* _To do_
Leave out the pictures, and retype only the lines from the beginning of the material through the line that contains "const CELL = 'h-12", including both.

■ ■ ■ ■ ■ ■ ■

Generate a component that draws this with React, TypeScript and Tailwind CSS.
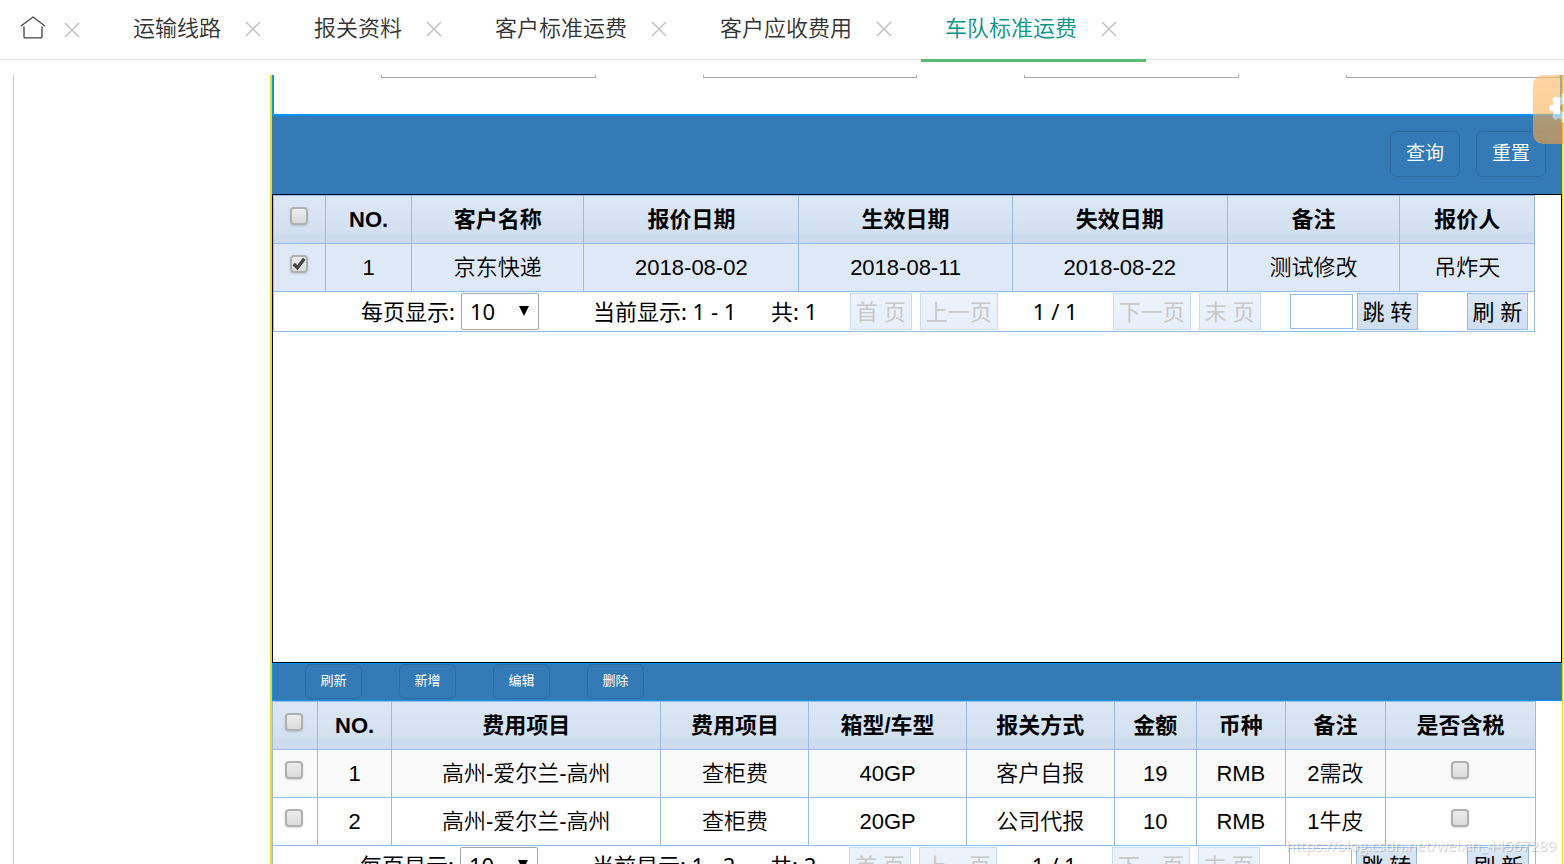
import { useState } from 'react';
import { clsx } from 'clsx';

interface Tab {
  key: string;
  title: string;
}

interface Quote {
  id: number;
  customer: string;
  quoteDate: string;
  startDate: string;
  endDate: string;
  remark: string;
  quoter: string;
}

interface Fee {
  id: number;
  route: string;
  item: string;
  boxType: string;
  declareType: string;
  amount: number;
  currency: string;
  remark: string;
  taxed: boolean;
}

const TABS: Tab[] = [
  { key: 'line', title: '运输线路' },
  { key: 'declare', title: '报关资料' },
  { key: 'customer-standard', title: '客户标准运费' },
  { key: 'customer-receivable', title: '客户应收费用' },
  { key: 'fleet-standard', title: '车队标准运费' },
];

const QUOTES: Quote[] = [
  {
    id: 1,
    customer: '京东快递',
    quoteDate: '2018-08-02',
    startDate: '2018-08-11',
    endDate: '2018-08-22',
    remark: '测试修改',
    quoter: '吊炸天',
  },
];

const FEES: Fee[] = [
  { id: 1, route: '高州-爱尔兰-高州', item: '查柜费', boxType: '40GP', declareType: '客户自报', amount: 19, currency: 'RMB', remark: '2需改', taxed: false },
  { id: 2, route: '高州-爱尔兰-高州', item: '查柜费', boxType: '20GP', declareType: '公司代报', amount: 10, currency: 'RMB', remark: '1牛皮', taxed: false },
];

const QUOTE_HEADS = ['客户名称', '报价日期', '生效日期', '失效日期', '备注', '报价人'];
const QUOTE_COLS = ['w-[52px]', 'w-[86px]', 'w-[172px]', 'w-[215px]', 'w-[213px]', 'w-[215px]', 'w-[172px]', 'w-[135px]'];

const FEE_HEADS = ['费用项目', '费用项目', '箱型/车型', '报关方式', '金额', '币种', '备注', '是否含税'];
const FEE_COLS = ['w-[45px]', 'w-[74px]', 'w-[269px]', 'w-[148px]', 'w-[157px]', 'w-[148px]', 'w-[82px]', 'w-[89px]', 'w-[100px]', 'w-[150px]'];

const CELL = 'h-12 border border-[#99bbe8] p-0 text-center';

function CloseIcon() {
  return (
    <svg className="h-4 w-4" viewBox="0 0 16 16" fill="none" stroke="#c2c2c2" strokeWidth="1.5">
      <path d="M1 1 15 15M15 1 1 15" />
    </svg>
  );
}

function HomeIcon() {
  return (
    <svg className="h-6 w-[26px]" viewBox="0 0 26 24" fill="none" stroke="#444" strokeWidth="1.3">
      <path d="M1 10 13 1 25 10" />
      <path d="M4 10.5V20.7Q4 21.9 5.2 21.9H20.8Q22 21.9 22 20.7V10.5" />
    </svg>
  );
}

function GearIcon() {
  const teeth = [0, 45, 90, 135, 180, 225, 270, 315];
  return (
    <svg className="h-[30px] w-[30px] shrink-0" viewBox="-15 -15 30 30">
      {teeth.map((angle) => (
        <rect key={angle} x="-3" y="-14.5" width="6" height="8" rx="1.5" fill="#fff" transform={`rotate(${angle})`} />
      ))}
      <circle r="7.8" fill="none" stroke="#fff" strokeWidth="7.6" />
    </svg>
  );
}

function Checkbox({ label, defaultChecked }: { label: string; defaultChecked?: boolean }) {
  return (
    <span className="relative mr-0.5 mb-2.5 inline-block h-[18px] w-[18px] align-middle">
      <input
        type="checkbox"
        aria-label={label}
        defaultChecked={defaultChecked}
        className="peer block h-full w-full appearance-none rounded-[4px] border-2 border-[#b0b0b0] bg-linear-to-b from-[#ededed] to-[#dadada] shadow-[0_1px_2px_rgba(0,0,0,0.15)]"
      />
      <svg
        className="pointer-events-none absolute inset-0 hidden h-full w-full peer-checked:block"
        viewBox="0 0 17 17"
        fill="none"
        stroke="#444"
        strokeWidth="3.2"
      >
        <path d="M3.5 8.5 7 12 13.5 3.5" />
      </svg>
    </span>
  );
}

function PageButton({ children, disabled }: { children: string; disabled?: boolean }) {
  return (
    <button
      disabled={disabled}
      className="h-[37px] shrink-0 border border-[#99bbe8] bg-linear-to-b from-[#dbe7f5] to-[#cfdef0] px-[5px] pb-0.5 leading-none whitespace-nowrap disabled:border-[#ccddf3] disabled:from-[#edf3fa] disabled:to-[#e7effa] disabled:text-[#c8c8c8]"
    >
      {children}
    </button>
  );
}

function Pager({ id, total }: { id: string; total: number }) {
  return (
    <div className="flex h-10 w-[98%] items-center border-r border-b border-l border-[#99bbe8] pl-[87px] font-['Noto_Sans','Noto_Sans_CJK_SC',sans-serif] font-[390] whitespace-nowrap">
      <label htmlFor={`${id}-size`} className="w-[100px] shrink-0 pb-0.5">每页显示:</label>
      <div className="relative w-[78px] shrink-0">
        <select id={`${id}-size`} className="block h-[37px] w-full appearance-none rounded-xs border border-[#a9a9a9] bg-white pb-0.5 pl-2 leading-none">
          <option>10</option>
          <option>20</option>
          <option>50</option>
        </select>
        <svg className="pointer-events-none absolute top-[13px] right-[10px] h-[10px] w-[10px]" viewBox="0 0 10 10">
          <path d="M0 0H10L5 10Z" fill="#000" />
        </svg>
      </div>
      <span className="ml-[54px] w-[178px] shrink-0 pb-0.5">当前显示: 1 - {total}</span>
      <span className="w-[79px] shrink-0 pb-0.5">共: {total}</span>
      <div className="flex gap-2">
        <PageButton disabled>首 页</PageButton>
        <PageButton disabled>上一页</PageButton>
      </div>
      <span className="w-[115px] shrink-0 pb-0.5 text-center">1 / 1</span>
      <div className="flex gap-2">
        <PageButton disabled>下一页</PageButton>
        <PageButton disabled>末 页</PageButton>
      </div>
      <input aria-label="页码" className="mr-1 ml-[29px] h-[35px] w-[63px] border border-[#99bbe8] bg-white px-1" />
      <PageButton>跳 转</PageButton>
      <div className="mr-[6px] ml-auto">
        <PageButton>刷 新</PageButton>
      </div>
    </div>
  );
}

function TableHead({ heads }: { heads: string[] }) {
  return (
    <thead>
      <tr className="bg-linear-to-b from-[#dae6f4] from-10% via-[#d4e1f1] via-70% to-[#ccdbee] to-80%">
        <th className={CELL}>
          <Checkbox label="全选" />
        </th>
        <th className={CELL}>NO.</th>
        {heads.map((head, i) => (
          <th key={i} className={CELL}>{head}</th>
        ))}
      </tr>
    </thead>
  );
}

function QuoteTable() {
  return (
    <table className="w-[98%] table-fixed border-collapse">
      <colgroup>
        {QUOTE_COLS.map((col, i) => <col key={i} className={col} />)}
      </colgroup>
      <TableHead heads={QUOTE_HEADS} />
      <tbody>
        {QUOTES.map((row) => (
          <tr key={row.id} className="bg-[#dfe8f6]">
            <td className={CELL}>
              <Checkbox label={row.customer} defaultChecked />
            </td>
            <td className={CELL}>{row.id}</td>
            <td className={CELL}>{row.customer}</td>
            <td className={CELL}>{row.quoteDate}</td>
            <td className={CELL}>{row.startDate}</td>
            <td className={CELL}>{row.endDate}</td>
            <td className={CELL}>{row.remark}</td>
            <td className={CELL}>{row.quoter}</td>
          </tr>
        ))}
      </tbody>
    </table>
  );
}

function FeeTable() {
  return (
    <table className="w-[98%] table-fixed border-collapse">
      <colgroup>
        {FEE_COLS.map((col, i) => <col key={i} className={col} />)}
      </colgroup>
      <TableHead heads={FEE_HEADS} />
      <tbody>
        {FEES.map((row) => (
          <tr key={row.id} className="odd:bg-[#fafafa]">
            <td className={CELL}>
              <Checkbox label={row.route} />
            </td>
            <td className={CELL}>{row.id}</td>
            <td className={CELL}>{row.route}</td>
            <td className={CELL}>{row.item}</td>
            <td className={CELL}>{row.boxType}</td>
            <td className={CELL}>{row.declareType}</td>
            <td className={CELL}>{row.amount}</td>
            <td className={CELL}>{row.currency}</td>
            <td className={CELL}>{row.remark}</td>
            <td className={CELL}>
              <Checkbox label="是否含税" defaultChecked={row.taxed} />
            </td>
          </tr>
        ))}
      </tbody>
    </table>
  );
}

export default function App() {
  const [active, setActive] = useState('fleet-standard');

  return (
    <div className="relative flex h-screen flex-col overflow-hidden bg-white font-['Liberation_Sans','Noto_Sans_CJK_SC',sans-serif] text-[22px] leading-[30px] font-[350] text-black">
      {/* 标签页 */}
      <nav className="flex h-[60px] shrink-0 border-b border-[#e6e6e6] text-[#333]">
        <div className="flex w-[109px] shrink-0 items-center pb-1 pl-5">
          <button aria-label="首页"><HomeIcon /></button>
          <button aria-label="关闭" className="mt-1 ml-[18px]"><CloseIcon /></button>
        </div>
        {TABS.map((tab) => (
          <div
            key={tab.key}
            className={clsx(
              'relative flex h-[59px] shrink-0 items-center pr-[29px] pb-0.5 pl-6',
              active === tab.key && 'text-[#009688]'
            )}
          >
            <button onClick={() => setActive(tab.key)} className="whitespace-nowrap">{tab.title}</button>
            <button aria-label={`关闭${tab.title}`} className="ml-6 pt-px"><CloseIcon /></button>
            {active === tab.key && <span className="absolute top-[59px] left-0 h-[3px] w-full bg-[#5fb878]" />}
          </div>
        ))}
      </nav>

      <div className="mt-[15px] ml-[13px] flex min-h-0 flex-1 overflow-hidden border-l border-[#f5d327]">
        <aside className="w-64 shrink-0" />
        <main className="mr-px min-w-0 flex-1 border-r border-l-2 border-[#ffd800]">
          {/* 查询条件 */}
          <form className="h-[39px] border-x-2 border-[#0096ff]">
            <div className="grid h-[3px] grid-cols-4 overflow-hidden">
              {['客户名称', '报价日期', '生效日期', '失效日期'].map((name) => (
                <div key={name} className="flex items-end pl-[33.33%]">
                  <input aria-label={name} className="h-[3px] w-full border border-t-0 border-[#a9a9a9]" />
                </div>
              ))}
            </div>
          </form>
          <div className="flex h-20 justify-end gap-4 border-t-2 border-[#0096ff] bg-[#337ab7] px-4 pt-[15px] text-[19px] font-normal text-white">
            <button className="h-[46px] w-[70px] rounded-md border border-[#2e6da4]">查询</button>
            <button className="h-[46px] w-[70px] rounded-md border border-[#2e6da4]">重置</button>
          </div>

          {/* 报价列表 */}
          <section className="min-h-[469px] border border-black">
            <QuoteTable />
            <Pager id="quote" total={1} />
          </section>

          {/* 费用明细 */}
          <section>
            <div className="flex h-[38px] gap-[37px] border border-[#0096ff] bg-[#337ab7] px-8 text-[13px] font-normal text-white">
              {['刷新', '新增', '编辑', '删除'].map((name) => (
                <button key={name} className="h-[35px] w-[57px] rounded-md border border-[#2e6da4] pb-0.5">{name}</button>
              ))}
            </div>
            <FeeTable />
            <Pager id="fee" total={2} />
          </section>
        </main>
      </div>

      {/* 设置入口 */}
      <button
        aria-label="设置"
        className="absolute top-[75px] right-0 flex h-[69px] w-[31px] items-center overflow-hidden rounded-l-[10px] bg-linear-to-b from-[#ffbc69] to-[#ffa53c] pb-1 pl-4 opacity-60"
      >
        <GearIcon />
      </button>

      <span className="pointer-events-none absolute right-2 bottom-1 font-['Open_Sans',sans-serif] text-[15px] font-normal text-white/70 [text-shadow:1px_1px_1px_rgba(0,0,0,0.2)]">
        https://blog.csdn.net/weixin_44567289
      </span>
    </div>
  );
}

■ ■ ■ ■ ■ ■ ■

* _Result of the task_
Generate a component that draws this with React, TypeScript and Tailwind CSS.
import { useState } from 'react';
import { clsx } from 'clsx';

interface Tab {
  key: string;
  title: string;
}

interface Quote {
  id: number;
  customer: string;
  quoteDate: string;
  startDate: string;
  endDate: string;
  remark: string;
  quoter: string;
}

interface Fee {
  id: number;
  route: string;
  item: string;
  boxType: string;
  declareType: string;
  amount: number;
  currency: string;
  remark: string;
  taxed: boolean;
}

const TABS: Tab[] = [
  { key: 'line', title: '运输线路' },
  { key: 'declare', title: '报关资料' },
  { key: 'customer-standard', title: '客户标准运费' },
  { key: 'customer-receivable', title: '客户应收费用' },
  { key: 'fleet-standard', title: '车队标准运费' },
];

const QUOTES: Quote[] = [
  {
    id: 1,
    customer: '京东快递',
    quoteDate: '2018-08-02',
    startDate: '2018-08-11',
    endDate: '2018-08-22',
    remark: '测试修改',
    quoter: '吊炸天',
  },
];

const FEES: Fee[] = [
  { id: 1, route: '高州-爱尔兰-高州', item: '查柜费', boxType: '40GP', declareType: '客户自报', amount: 19, currency: 'RMB', remark: '2需改', taxed: false },
  { id: 2, route: '高州-爱尔兰-高州', item: '查柜费', boxType: '20GP', declareType: '公司代报', amount: 10, currency: 'RMB', remark: '1牛皮', taxed: false },
];

const QUOTE_HEADS = ['客户名称', '报价日期', '生效日期', '失效日期', '备注', '报价人'];
const QUOTE_COLS = ['w-[52px]', 'w-[86px]', 'w-[172px]', 'w-[215px]', 'w-[213px]', 'w-[215px]', 'w-[172px]', 'w-[135px]'];

const FEE_HEADS = ['费用项目', '费用项目', '箱型/车型', '报关方式', '金额', '币种', '备注', '是否含税'];
const FEE_COLS = ['w-[45px]', 'w-[74px]', 'w-[269px]', 'w-[148px]', 'w-[157px]', 'w-[148px]', 'w-[82px]', 'w-[89px]', 'w-[100px]', 'w-[150px]'];

const CELL = 'h-12 border border-[#99bbe8] p-0 text-center';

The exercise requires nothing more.